Problem requirements: Tell how many lines in the data below hold the string "index"; give nothing but the number.

Provided material:
** begin **
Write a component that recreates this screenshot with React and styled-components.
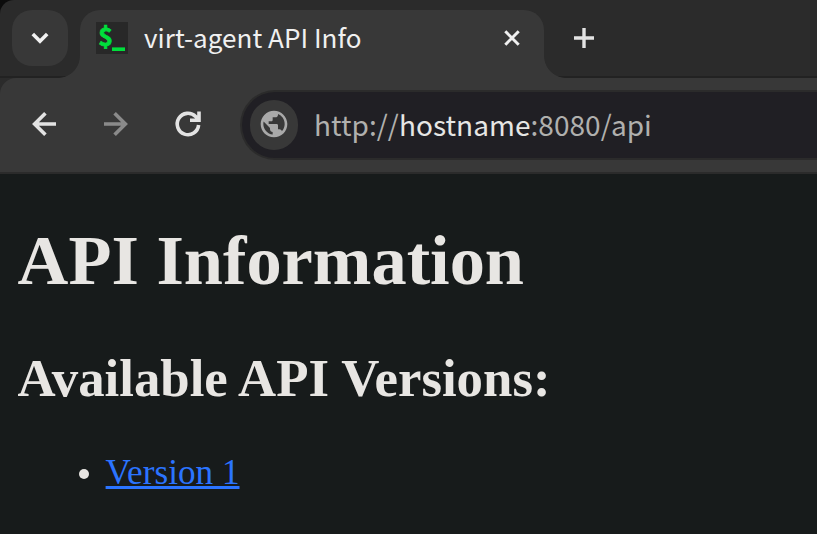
** end **
** begin **
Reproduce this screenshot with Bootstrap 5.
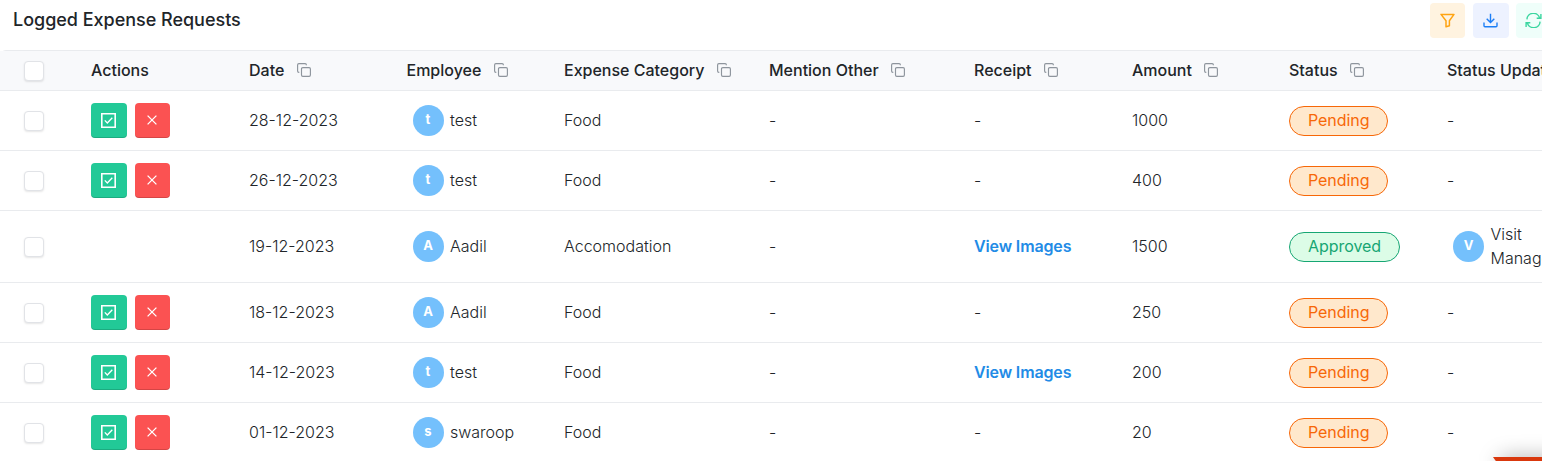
** end **
** begin **
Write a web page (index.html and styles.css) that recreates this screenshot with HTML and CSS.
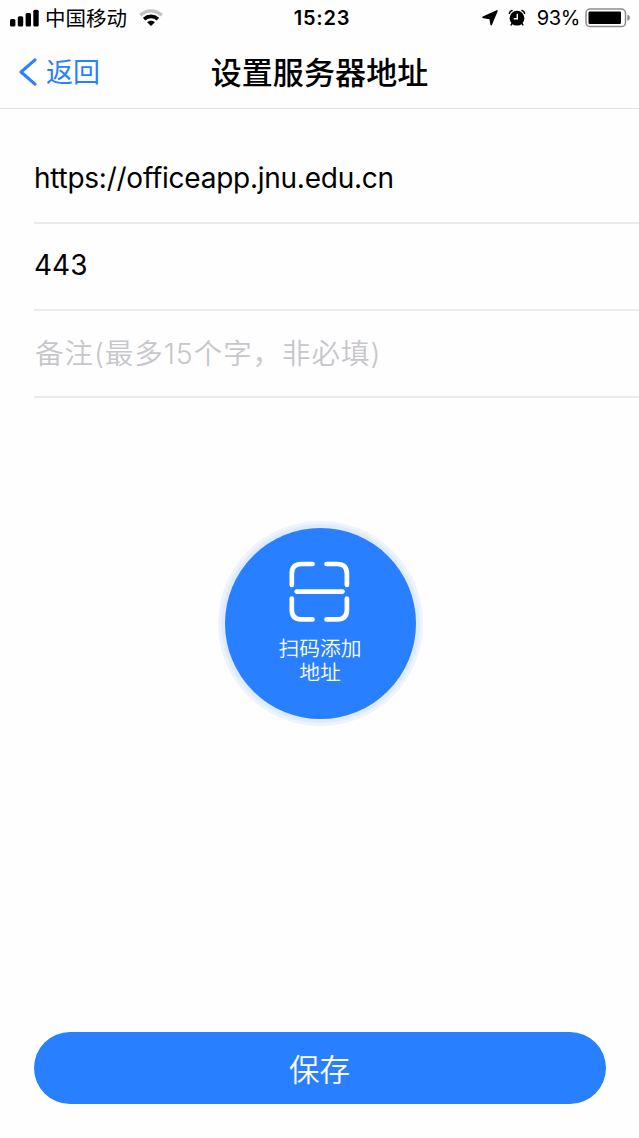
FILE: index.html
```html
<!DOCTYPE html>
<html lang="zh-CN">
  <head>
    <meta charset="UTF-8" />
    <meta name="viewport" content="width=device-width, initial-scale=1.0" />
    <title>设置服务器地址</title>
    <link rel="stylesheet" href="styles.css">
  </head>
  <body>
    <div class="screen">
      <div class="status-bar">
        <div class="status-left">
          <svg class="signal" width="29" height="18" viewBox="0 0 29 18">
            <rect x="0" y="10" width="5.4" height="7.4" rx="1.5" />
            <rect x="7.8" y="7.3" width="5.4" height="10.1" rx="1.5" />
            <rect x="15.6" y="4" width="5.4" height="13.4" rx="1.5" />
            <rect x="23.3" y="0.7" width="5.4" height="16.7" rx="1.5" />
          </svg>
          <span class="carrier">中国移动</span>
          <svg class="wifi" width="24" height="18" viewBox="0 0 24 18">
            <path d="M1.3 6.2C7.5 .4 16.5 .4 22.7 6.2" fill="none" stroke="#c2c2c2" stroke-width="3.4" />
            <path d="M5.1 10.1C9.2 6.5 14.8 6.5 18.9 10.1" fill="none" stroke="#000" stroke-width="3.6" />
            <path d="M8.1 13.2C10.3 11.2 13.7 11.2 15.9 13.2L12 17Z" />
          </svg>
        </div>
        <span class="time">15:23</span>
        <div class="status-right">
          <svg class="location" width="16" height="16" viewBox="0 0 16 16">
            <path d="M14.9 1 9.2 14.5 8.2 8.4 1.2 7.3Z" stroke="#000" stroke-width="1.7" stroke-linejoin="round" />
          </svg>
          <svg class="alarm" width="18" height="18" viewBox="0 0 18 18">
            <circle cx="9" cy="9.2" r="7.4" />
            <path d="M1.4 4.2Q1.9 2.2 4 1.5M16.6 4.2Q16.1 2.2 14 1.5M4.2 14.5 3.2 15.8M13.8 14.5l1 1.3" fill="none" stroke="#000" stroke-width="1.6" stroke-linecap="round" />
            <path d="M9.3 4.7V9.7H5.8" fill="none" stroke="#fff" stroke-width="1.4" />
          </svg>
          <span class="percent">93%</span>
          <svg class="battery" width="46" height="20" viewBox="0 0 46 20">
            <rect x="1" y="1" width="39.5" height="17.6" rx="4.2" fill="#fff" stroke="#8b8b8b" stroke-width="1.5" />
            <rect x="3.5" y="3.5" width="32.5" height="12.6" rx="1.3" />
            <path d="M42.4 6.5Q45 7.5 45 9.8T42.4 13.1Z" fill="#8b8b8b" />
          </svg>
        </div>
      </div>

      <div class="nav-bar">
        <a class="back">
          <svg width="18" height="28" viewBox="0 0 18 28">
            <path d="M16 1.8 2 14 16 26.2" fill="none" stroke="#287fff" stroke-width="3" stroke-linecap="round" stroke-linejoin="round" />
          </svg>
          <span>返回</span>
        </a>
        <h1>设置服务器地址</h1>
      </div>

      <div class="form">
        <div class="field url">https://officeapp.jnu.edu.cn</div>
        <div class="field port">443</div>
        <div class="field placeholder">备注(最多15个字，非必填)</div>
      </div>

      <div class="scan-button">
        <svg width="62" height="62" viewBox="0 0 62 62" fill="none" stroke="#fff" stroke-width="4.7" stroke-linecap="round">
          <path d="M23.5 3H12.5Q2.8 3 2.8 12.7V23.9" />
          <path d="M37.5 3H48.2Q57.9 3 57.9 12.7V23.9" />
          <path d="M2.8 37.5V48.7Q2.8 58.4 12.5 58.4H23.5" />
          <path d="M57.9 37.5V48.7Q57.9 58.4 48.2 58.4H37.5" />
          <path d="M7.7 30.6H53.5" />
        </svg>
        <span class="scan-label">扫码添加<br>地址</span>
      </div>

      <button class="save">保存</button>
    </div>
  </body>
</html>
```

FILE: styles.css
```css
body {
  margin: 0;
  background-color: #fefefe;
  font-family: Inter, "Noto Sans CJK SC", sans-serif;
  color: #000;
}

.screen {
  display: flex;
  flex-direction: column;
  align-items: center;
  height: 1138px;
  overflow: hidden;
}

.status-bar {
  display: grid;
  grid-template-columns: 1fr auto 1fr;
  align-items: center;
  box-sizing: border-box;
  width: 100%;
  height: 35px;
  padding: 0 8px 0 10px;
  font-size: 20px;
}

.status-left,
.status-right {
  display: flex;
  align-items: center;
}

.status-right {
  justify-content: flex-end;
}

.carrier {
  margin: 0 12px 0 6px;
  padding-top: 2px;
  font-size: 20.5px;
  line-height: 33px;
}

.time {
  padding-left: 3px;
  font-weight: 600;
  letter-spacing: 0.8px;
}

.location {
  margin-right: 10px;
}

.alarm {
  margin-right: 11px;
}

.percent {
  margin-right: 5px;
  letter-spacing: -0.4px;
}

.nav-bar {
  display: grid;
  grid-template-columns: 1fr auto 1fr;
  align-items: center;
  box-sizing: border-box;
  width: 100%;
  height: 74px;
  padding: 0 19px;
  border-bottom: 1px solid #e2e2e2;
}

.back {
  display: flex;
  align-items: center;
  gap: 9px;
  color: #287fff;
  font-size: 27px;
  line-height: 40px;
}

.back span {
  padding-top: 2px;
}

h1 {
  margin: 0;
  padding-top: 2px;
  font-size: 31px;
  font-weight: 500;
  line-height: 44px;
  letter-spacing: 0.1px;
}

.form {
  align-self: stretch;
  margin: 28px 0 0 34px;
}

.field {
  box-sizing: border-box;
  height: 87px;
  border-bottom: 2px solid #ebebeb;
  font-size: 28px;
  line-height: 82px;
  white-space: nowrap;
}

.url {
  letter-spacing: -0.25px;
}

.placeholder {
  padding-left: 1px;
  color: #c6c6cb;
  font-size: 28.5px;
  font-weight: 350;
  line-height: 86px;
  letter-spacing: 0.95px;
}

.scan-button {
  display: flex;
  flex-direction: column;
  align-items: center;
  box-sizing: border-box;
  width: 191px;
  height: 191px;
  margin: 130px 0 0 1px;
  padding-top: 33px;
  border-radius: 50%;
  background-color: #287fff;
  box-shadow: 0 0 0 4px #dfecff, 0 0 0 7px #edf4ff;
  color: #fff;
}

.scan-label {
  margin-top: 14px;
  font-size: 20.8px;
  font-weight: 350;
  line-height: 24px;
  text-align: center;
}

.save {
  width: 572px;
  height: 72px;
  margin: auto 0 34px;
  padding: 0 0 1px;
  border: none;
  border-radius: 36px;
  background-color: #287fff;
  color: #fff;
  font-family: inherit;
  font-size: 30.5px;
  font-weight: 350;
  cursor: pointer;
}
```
** end **
Response: 2